Nesse sentido, conforme detalhado pela plataforma OpenGov Asia, essa colaboração bilateral aprofundada reflete uma tendência mais ampla de cooperação internacional, visando aproveitar o potencial da tecnologia para avançar econômica e socialmente.
De acordo com a publicação, o que se observa é o estabelecimento de várias iniciativas importantes focadas no desenvolvimento conjunto de tecnologias avançadas, alavancando, para isso, pontos fortes e recursos um do outro.
A saber, esses esforços são centrados em áreas cruciais, como IA, soluções de cidades inteligentes e infraestrutura digital, com ambas as nações trabalhando juntas para expandir os limites e os benefícios da tecnologia não só em suas economias, mas criando possibilidades de isto ser replicado no processo de inovação na Ásia como um todo.

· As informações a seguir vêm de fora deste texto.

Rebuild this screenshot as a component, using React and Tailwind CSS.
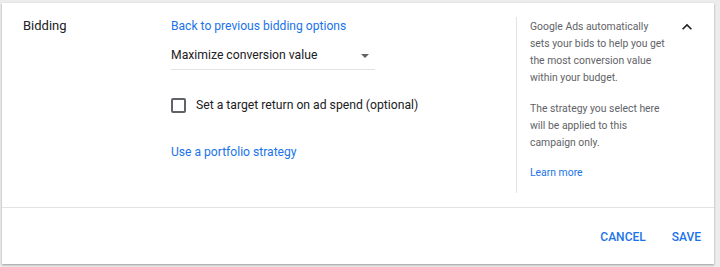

Com isso, um dos principais destaques dessa parceria são os esforços colaborativos de pesquisa e desenvolvimento (P&D) liderados pela Agência de Ciência, Tecnologia e Pesquisa de Singapura e várias instituições de pesquisa chinesas, a fim de explorar o potencial da IA e do aprendizado de máquina, com foco na tradução de pesquisas de ponta em aplicações práticas.
Assim, são esperados progressos em áreas como assistência médica, onde a IA pode melhorar o diagnóstico e o tratamento; e o planejamento urbano, em que o aprendizado de máquina pode otimizar a infraestrutura e os serviços das cidades, como sistemas de transporte público, uso de energia e infraestrutura inteligente que apoie o desenvolvimento sustentável.